*Information shown*:
--- Start ---
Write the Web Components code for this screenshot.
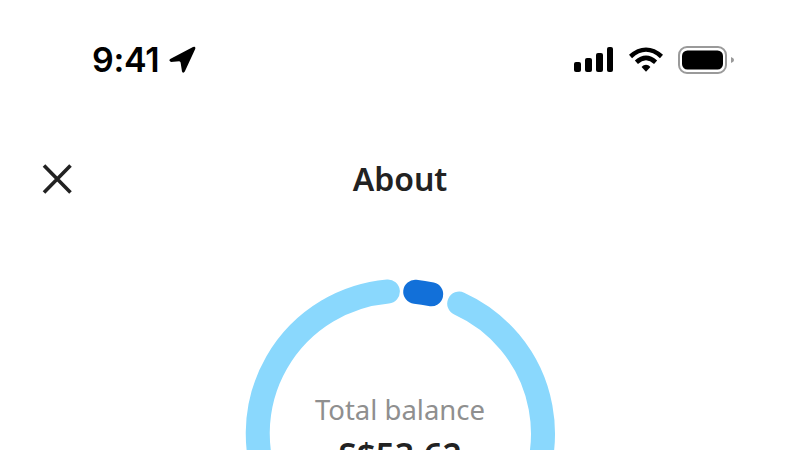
--- End ---
--- Start ---
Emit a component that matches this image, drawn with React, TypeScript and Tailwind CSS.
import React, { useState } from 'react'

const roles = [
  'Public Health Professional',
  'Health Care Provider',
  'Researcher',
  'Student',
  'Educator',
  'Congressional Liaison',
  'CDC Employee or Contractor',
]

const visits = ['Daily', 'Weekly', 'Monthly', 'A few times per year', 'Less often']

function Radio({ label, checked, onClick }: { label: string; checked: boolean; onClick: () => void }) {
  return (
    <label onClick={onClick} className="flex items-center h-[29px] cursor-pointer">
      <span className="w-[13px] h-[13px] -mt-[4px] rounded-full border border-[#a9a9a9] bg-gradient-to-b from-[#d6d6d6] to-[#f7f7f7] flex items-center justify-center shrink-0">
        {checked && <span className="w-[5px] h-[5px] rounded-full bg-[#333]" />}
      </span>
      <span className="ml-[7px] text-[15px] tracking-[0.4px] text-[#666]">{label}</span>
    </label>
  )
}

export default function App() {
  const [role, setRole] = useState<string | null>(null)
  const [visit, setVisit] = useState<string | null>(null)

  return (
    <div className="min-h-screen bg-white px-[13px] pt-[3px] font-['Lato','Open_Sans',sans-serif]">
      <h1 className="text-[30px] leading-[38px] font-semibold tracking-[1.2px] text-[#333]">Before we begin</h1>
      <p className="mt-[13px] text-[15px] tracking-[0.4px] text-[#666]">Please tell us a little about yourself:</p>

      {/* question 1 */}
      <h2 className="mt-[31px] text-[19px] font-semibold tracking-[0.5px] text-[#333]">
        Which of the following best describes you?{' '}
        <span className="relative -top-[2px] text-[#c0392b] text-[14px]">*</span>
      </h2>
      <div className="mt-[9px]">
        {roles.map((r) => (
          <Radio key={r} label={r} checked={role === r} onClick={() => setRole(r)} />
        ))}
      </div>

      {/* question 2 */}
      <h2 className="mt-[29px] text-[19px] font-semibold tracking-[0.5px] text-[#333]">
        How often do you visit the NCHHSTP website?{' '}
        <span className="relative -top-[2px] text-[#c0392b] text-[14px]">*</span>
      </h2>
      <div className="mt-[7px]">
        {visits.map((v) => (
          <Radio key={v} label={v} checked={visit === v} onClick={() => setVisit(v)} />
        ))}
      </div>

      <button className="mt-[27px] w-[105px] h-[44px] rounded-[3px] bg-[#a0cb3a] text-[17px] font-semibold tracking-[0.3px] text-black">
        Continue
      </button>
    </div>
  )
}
--- End ---
*Task to complete*: Only the lines from the one containing "Emit a component" through the one containing "const visits = ['Daily', 'Weekly', 'Monthly', 'A" are to be reproduced, exactly as they appear.

*Answer to the task*:
Emit a component that matches this image, drawn with React, TypeScript and Tailwind CSS.
import React, { useState } from 'react'

const roles = [
  'Public Health Professional',
  'Health Care Provider',
  'Researcher',
  'Student',
  'Educator',
  'Congressional Liaison',
  'CDC Employee or Contractor',
]

const visits = ['Daily', 'Weekly', 'Monthly', 'A few times per year', 'Less often']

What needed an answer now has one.